The Mudcat Café TM
Thread #102260   Message #2071357
Posted By: WFDU - Ron Olesko
08-Jun-07 - 09:31 AM
Thread Name: Source singers - definitions
Subject: RE: Source singers - definitions
"Most of the people round here who sing their songs learnt them directly, not from books or recordings."

Perhaps the reason for that is a matter of access. When Cecil Sharp and other collectors were doing their work at the turn of the 20th century (and even later), they were working in rural areas of this country in many cases. The public library system that we currently enjoy was not in place in many areas. Access to books was limited. Printed sheet music was slowly coming into vogue, and recordings were very rare. My mother grew up in Pennsylvania, and she remembers being one of the first families to own a radio and how the neighbors would gather to listen - and she lived about an hours drive from Pittsburgh.

Is it fair to NOT consider modern technology? IF the phonograph was invented 50 years earlier, perhaps collectors would have been "tainted"?

My mother used to sing alot when I was a kid.
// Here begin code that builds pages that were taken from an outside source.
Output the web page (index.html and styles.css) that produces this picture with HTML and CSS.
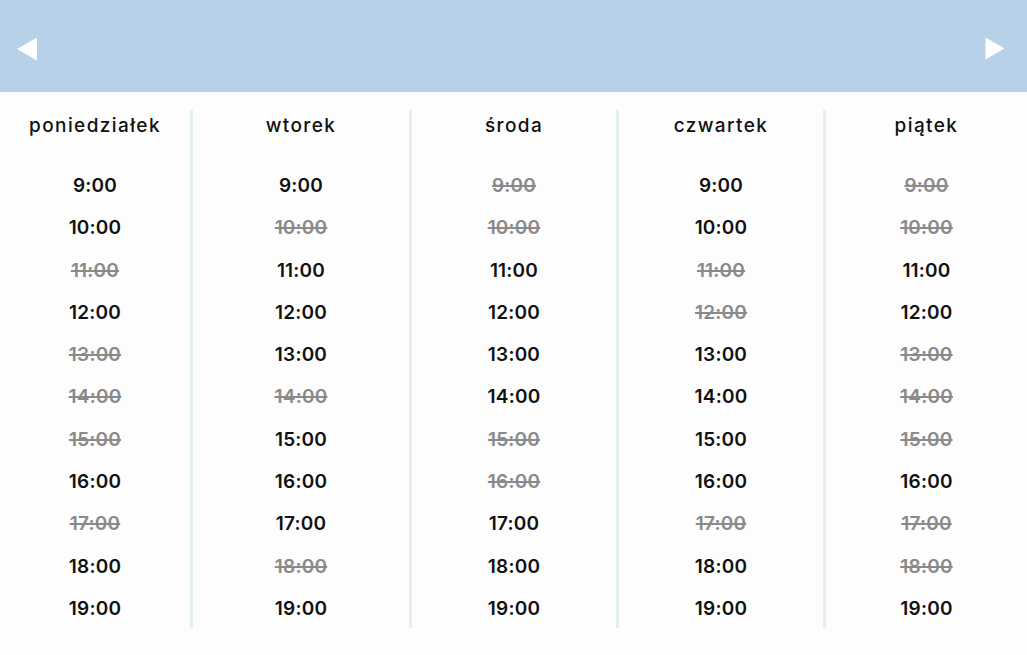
FILE: index.html
```html
<!DOCTYPE html>
<html lang="pl">
<head>
<meta charset="utf-8">
<link rel="stylesheet" href="styles.css">
</head>
<body>
<header class="bar">
  <button class="arrow" aria-label="poprzedni"><svg width="21" height="24" viewBox="0 0 21 24"><polygon points="0,12 20,0.5 20,23.5" fill="#fff"/></svg></button>
  <button class="arrow" aria-label="następny"><svg width="20" height="24" viewBox="0 0 20 24"><polygon points="0.5,0.5 19.5,11.5 0.5,22.5" fill="#fff"/></svg></button>
</header>
<main class="week">
  <section class="day">
    <h2 class="title">poniedziałek</h2>
    <ul class="slots">
      <li>9:00</li><li>10:00</li><li class="off">11:00</li><li>12:00</li><li class="off">13:00</li><li class="off">14:00</li><li class="off">15:00</li><li>16:00</li><li class="off">17:00</li><li>18:00</li><li>19:00</li>
    </ul>
  </section>
  <section class="day">
    <h2 class="title">wtorek</h2>
    <ul class="slots">
      <li>9:00</li><li class="off">10:00</li><li>11:00</li><li>12:00</li><li>13:00</li><li class="off">14:00</li><li>15:00</li><li>16:00</li><li>17:00</li><li class="off">18:00</li><li>19:00</li>
    </ul>
  </section>
  <section class="day">
    <h2 class="title">środa</h2>
    <ul class="slots">
      <li class="off">9:00</li><li class="off">10:00</li><li>11:00</li><li>12:00</li><li>13:00</li><li>14:00</li><li class="off">15:00</li><li class="off">16:00</li><li>17:00</li><li>18:00</li><li>19:00</li>
    </ul>
  </section>
  <section class="day">
    <h2 class="title">czwartek</h2>
    <ul class="slots">
      <li>9:00</li><li>10:00</li><li class="off">11:00</li><li class="off">12:00</li><li>13:00</li><li>14:00</li><li>15:00</li><li>16:00</li><li class="off">17:00</li><li>18:00</li><li>19:00</li>
    </ul>
  </section>
  <section class="day">
    <h2 class="title">piątek</h2>
    <ul class="slots">
      <li class="off">9:00</li><li class="off">10:00</li><li>11:00</li><li>12:00</li><li class="off">13:00</li><li class="off">14:00</li><li class="off">15:00</li><li>16:00</li><li class="off">17:00</li><li class="off">18:00</li><li>19:00</li>
    </ul>
  </section>
</main>
</body>
</html>
```
FILE: styles.css
```css
* { box-sizing: border-box; }
html, body {
  margin: 0;
  padding: 0;
  background: #fdfdfd;
  font-family: Inter, "Noto Sans", sans-serif;
  color: #111;
}
.bar {
  height: 92px;
  background: #b6d1e8;
  display: flex;
  justify-content: space-between;
  align-items: center;
  padding: 6px 22px 0 17px;
}
.arrow {
  border: 0;
  background: none;
  padding: 0;
  margin: 0;
  display: block;
  line-height: 0;
}
.week {
  display: grid;
  grid-template-columns: 190px 219px 207px 207px 204px;
  margin-top: 18px;
}
.day {
  display: flex;
  flex-direction: column;
  align-items: center;
  height: 518px;
}
.day + .day {
  border-left: 3px solid #e2eff3;
}
.title {
  margin: 0 0 24px;
  padding-top: 1px;
  font-size: 19px;
  font-weight: 500;
  line-height: 30px;
  letter-spacing: 1.4px;
}
.slots {
  list-style: none;
  margin: 0;
  padding: 0;
  text-align: center;
}
.slots li {
  height: 42.3px;
  line-height: 42.3px;
  font-size: 19px;
  font-weight: 600;
  letter-spacing: 0.2px;
}
.slots li.off {
  color: #8a8a8a;
  text-decoration: line-through;
  text-decoration-thickness: 2px;
}
```
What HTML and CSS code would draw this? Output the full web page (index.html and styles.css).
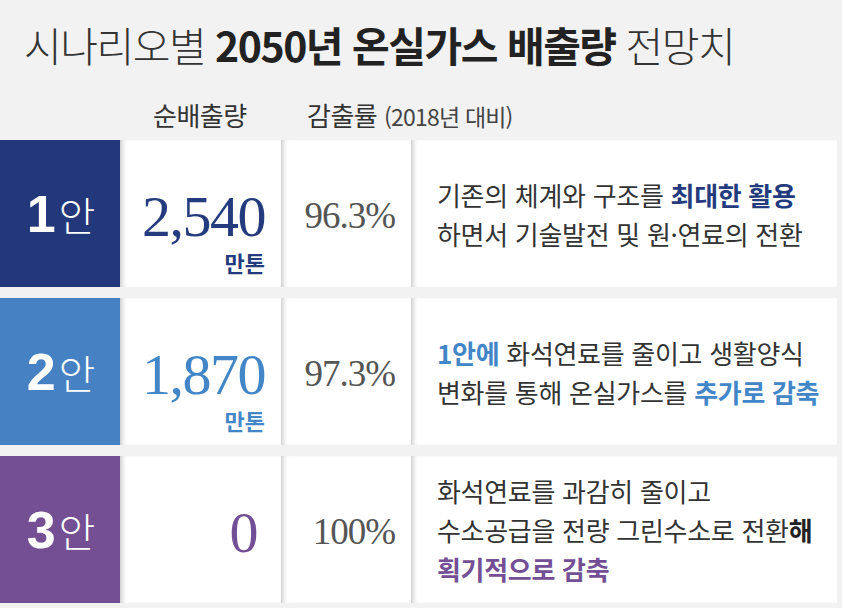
FILE: index.html
```html
<!DOCTYPE html>
<html lang="ko">

<head>
  <meta charset="UTF-8">
  <meta name="viewport" content="width=device-width, initial-scale=1.0">
  <title>시나리오별 2050년 온실가스 배출량 전망치</title>
  <link rel="stylesheet" href="styles.css">
</head>

<body>
  <div class="chart">
    <h1 class="title">시나리오별 <b>2050년 온실가스 배출량</b> 전망치</h1>

    <div class="head">
      <div></div>
      <div class="head-num">순배출량</div>
      <div class="head-pct">감출률 <small>(2018년 대비)</small></div>
      <div></div>
    </div>

    <div class="row plan-1">
      <div class="label"><b>1</b>안</div>
      <div class="amount">
        <span class="num">2,540</span>
        <span class="unit">만톤</span>
      </div>
      <div class="pct">96.3%</div>
      <div class="desc">
        <p>기존의 체계와 구조를 <em>최대한 활용</em></p>
        <p>하면서 기술발전 및 원·연료의 전환</p>
      </div>
    </div>

    <div class="row plan-2">
      <div class="label"><b>2</b>안</div>
      <div class="amount">
        <span class="num">1,870</span>
        <span class="unit">만톤</span>
      </div>
      <div class="pct">97.3%</div>
      <div class="desc">
        <p><em>1안에</em> 화석연료를 줄이고 생활양식</p>
        <p>변화를 통해 온실가스를 <em>추가로 감축</em></p>
      </div>
    </div>

    <div class="row plan-3">
      <div class="label"><b>3</b>안</div>
      <div class="amount">
        <span class="num zero">0</span>
      </div>
      <div class="pct">100%</div>
      <div class="desc">
        <p>화석연료를 과감히 줄이고</p>
        <p>수소공급을 전량 그린수소로 전환<b>해</b></p>
        <p><em>획기적으로 감축</em></p>
      </div>
    </div>
  </div>
</body>

</html>
```

FILE: styles.css
```css
body {
  margin: 0;
  padding: 0;
  background: #f2f2f2;
  font-family: "Noto Sans CJK KR", "Noto Sans", sans-serif;
  color: #333;
}

.chart {
  width: 842px;
  height: 608px;
  overflow: hidden;
}

.title {
  margin: 0;
  padding: 18px 0 0 24px;
  height: 70px;
  font-size: 41px;
  line-height: 52px;
  font-weight: 300;
  letter-spacing: -1.5px;
  color: #333;
}

.title b {
  font-weight: 700;
  color: #222;
}

.head,
.row {
  display: grid;
  grid-template-columns: 120px 161px 130px 426px;
}

.head {
  height: 52px;
  align-items: center;
  font-size: 26px;
  letter-spacing: -0.5px;
  color: #333;
}

.head-num {
  padding-left: 33px;
}

.head-pct {
  padding-left: 26px;
  white-space: nowrap;
}

.head-pct small {
  font-size: 23px;
  letter-spacing: -0.8px;
  color: #444;
}

.row {
  height: 147px;
  margin-bottom: 11px;
}

.row > div {
  background: #fff;
  box-shadow: inset 5px 0 5px -3px rgba(0, 0, 0, 0.22);
}

.row > .label {
  box-shadow: none;
  display: flex;
  align-items: center;
  justify-content: center;
  color: #fff;
  font-size: 40px;
  font-weight: 300;
  padding-left: 2px;
}

.label b {
  font-family: "Liberation Sans", Arial, sans-serif;
  font-size: 52px;
  font-weight: 700;
  margin-right: 3px;
}

.amount {
  display: flex;
  flex-direction: column;
  justify-content: center;
  align-items: flex-end;
  padding-right: 16px;
  padding-top: 6px;
}

.num {
  font-family: "Liberation Serif", "Times New Roman", serif;
  font-size: 58px;
  line-height: 50px;
  letter-spacing: -1.5px;
}

.num.zero {
  margin-right: 8px;
}

.unit {
  font-size: 22px;
  font-weight: 700;
  line-height: 28px;
  margin-top: 6px;
  margin-bottom: -34px;
}

.pct {
  display: flex;
  align-items: center;
  justify-content: flex-end;
  padding-right: 16px;
  padding-top: 4px;
  font-family: "Liberation Serif", "Times New Roman", serif;
  font-size: 37px;
  letter-spacing: -1px;
  color: #555;
}

.desc {
  display: flex;
  flex-direction: column;
  justify-content: center;
  padding-left: 26px;
  font-size: 26px;
  letter-spacing: -0.3px;
  color: #333;
}

.desc p {
  margin: 0;
  line-height: 39px;
  white-space: nowrap;
}

.desc em {
  font-style: normal;
  font-weight: 700;
}

.desc b {
  font-weight: 700;
  color: #222;
}

.row.plan-1 .label {
  background: #23387a;
}

.plan-1 .amount,
.plan-1 .desc em {
  color: #243c7e;
}

.row.plan-2 .label {
  background: #4682c3;
}

.plan-2 .amount,
.plan-2 .desc em {
  color: #4386c8;
}

.row.plan-3 .label {
  background: #744f93;
}

.plan-3 .amount,
.plan-3 .desc em {
  color: #744f95;
}
```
I learned the song "Mairsey Doats" from her, not realizing until my adult years that this was a song she learned from the Big Band era.    If I sang that song to a collector, would I not have learned it from the "oral tradition" - flavored by whatever changes were made?

I mention this because no one responded to an earlier question that I posed - why would it be so important to hear a recording of a Child Ballad that has already been published and not a Music Hall song that may have gone through processing to evolve into a unique song?